O'Donnell's ability to contribute right away wasn't a surprise. After all, Gil knew she was getting a talented player ever since that first phone call. But beyond simply making varsity, O'Donnell's combination of talent and will to win catapulted her to superstardom from the beginning.
During her freshman campaign, O'Donnell helped lead Wissahickon to the District 1 title, scoring the game-winner in double overtime to clinch the championship. But it was an earlier playoff game that Gil remembers most fondly. Trailing 3-2 with 10 minutes left and the season on the line, O'Donnell simply took over, scoring two goals to give Wissahickon a 4-3 win.

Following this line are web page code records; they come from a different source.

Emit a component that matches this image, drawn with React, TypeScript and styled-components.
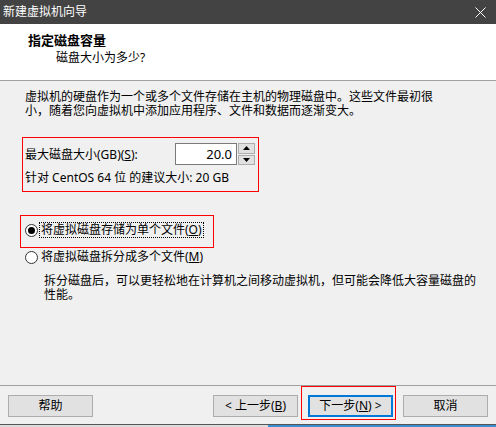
import styled, { createGlobalStyle } from 'styled-components'

const GlobalStyle = createGlobalStyle`
  html, body {
    margin: 0;
    padding: 0;
    background: #f0f0f0;
  }
  * {
    box-sizing: border-box;
  }
`

function CloseIcon() {
  return (
    <svg width="11" height="11" viewBox="0 0 11 11">
      <path d="M0.5 0.5 L10.5 10.5 M10.5 0.5 L0.5 10.5" stroke="#fff" strokeWidth="1" />
    </svg>
  )
}

function SpinArrows() {
  return (
    <SpinBox>
      <SpinButton>
        <svg width="7" height="4" viewBox="0 0 7 4">
          <path d="M0 4 L3.5 0 L7 4 Z" fill="#000" />
        </svg>
      </SpinButton>
      <SpinButton>
        <svg width="7" height="4" viewBox="0 0 7 4">
          <path d="M0 0 L3.5 4 L7 0 Z" fill="#000" />
        </svg>
      </SpinButton>
    </SpinBox>
  )
}

function App() {
  return (
    <>
      <GlobalStyle />
      <Window>
        <TitleBar>
          <span>新建虚拟机向导</span>
          <CloseButton>
            <CloseIcon />
          </CloseButton>
        </TitleBar>

        <Header>
          <HeaderTitle>指定磁盘容量</HeaderTitle>
          <HeaderSub>磁盘大小为多少?</HeaderSub>
        </Header>

        <Body>
          <Paragraph>
            <Line>虚拟机的硬盘作为一个或多个文件存储在主机的物理磁盘中。这些文件最初很</Line>
            <Line>小，随着您向虚拟机中添加应用程序、文件和数据而逐渐变大。</Line>
          </Paragraph>

          <SizeBox>
            <SizeRow>
              <span>
                最大磁盘大小(GB)(<u>S</u>):
              </span>
              <Spinner>
                <SpinInput>20.0</SpinInput>
                <SpinArrows />
              </Spinner>
            </SizeRow>
            <Hint>针对 CentOS 64 位 的建议大小: 20 GB</Hint>
          </SizeBox>

          <OptionBox>
            <RadioRow>
              <Radio $checked />
              <FocusLabel>
                将虚拟磁盘存储为单个文件(<u>O</u>)
              </FocusLabel>
            </RadioRow>
          </OptionBox>

          <PlainRadioRow>
            <Radio />
            <RadioText>
              将虚拟磁盘拆分成多个文件(<u>M</u>)
            </RadioText>
          </PlainRadioRow>

          <Description>
            <Line>拆分磁盘后，可以更轻松地在计算机之间移动虚拟机，但可能会降低大容量磁盘的</Line>
            <Line>性能。</Line>
          </Description>
        </Body>

        <Footer>
          <Button>帮助</Button>
          <NavGroup>
            <Button>
              &lt; 上一步(<u>B</u>)
            </Button>
            <Marked>
              <Button $primary>
                下一步(<u>N</u>) &gt;
              </Button>
            </Marked>
            <Button>取消</Button>
          </NavGroup>
        </Footer>

        <Taskbar>
          <TaskLeft />
          <TaskRight />
        </Taskbar>
      </Window>
    </>
  )
}

export default App

const Window = styled.div`
  width: 496px;
  height: 427px;
  display: flex;
  flex-direction: column;
  overflow: hidden;
  background: #f0f0f0;
  color: #000;
  font-family: 'Noto Sans', 'Noto Sans CJK SC', sans-serif;
  font-size: 12px;
`

const TitleBar = styled.div`
  height: 24px;
  flex-shrink: 0;
  display: flex;
  align-items: center;
  justify-content: space-between;
  padding-left: 3px;
  background: #434343;
  color: #fff;
  font-size: 12px;
  line-height: 16px;
`

const CloseButton = styled.div`
  width: 32px;
  height: 24px;
  display: flex;
  align-items: center;
  justify-content: center;
`

const Header = styled.div`
  height: 57px;
  flex-shrink: 0;
  background: #fff;
  border-bottom: 1px solid #a0a0a0;
  padding-top: 8px;
`

const HeaderTitle = styled.div`
  margin-left: 28px;
  font-weight: bold;
  font-size: 13px;
  line-height: 16px;
`

const HeaderSub = styled.div`
  margin-left: 56px;
  margin-top: 2px;
  line-height: 16px;
`

const Body = styled.div`
  flex: 1;
  display: flex;
  flex-direction: column;
  align-items: flex-start;
`

const Paragraph = styled.div`
  margin: 9px 0 0 25px;
  display: flex;
  flex-direction: column;
`

const Line = styled.div`
  line-height: 14px;
  height: 14px;
  white-space: nowrap;
`

const SizeBox = styled.div`
  margin: 19px 0 0 22px;
  width: 237px;
  height: 55px;
  border: 1px solid #ff0000;
  padding: 5px 3px 0 2px;
`

const SizeRow = styled.div`
  display: flex;
  align-items: center;
  justify-content: space-between;
  height: 22px;
`

const Spinner = styled.div`
  display: flex;
  align-items: stretch;
  height: 22px;
`

const SpinInput = styled.div`
  width: 62px;
  border: 1px solid #7a7a7a;
  background: #fff;
  text-align: right;
  padding-right: 4px;
  line-height: 20px;
  font-size: 13px;
`

const SpinBox = styled.div`
  display: flex;
  flex-direction: column;
  margin-left: 1px;
  width: 17px;
  gap: 1px;
`

const SpinButton = styled.div`
  flex: 1;
  display: flex;
  align-items: center;
  justify-content: center;
  background: #e1e1e1;
  border: 1px solid #adadad;
`

const Hint = styled.div`
  margin-top: 5px;
  line-height: 16px;
`

const OptionBox = styled.div`
  margin: 23px 0 0 20px;
  width: 194px;
  height: 33px;
  border: 1px solid #ff0000;
  padding: 6px 0 0 4px;
`

const RadioRow = styled.div`
  display: flex;
  align-items: center;
  height: 16px;
`

const PlainRadioRow = styled(RadioRow)`
  margin: 1px 0 0 25px;
`

const Radio = styled.div<{ $checked?: boolean }>`
  width: 13px;
  height: 13px;
  border-radius: 50%;
  border: 1px solid #333;
  background: #fff;
  display: flex;
  align-items: center;
  justify-content: center;
  flex-shrink: 0;

  &::after {
    content: '';
    display: ${(p) => (p.$checked ? 'block' : 'none')};
    width: 7px;
    height: 7px;
    border-radius: 50%;
    background: #000;
  }
`

const FocusLabel = styled.div`
  margin-left: 1px;
  border: 1px dotted #000;
  padding: 0 1px;
  line-height: 14px;
  white-space: nowrap;
`

const RadioText = styled.div`
  margin-left: 3px;
  line-height: 16px;
  white-space: nowrap;
`

const Description = styled.div`
  margin: 9px 0 0 44px;
  display: flex;
  flex-direction: column;
`

const Footer = styled.div`
  height: 39px;
  flex-shrink: 0;
  border-top: 1px solid #a0a0a0;
  padding: 9px 8px 0 8px;
  display: flex;
  align-items: flex-start;
`

const NavGroup = styled.div`
  margin-left: auto;
  display: flex;
  gap: 10px;
`

const Button = styled.div<{ $primary?: boolean }>`
  width: 85px;
  height: 22px;
  display: flex;
  align-items: center;
  justify-content: center;
  background: #e1e1e1;
  border: ${(p) => (p.$primary ? '2px solid #0078d7' : '1px solid #adadad')};
  line-height: 16px;
  white-space: nowrap;
`

const Marked = styled.div`
  position: relative;

  &::after {
    content: '';
    position: absolute;
    left: -7px;
    top: -9px;
    right: -3px;
    bottom: -3px;
    border: 1px solid #ff0000;
    pointer-events: none;
  }
`

const Taskbar = styled.div`
  height: 3px;
  flex-shrink: 0;
  display: flex;
  border-top: 1px solid #555;
`

const TaskLeft = styled.div`
  width: 268px;
  background: #dcdcdc;
`

const TaskRight = styled.div`
  flex: 1;
  background: #3a8fd0;
`
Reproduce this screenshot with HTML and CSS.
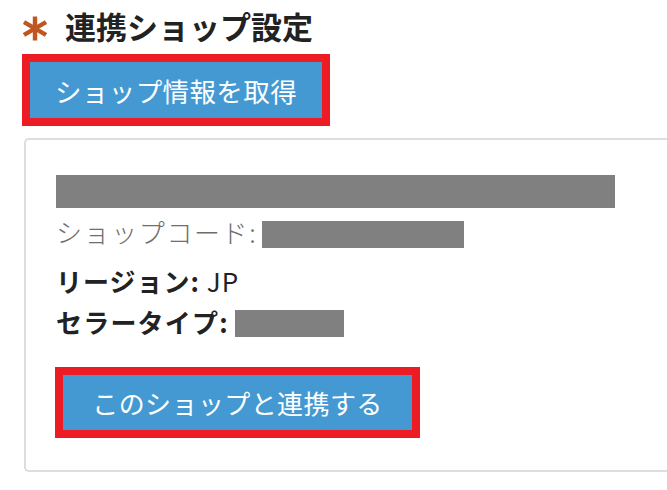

"It was as if she decided we weren't going to lose," says Gil, who has guided Wissahickon to the Class AAA state semifinals each of the past three seasons. "She single-handedly scored twice."
But really, how could O'Donnell have been intimidated by a simple one-goal deficit? She grew up playing field hockey with her sisters, former Drexel players Jenny and Kelly, twins who are 10 years older than she is and who never gave her an inch. She's always been among the youngest -- if not the youngest -- on her national teams and has learned not to be scared despite her age and 5-foot-1 frame.
One of the few times O'Donnell did feel awe and intimidation was during her first major international competition in 2005 at the Junior World Cup in Chile.
"I was wide-eyed and I didn't really know any of the girls and most of them were in college," O'Donnell says. "It was such a great experience I can't even describe it. It makes me smile just thinking about it and how lucky I am to be one of the few to experience it.
"The first time I put on my jersey I was like, 'Wow, I'm wearing the USA uniform,'" she adds.
For now, however, O'Donnell is content wearing the Wissahickon uniform, knowing there's plenty of time in the future for her inevitable international career.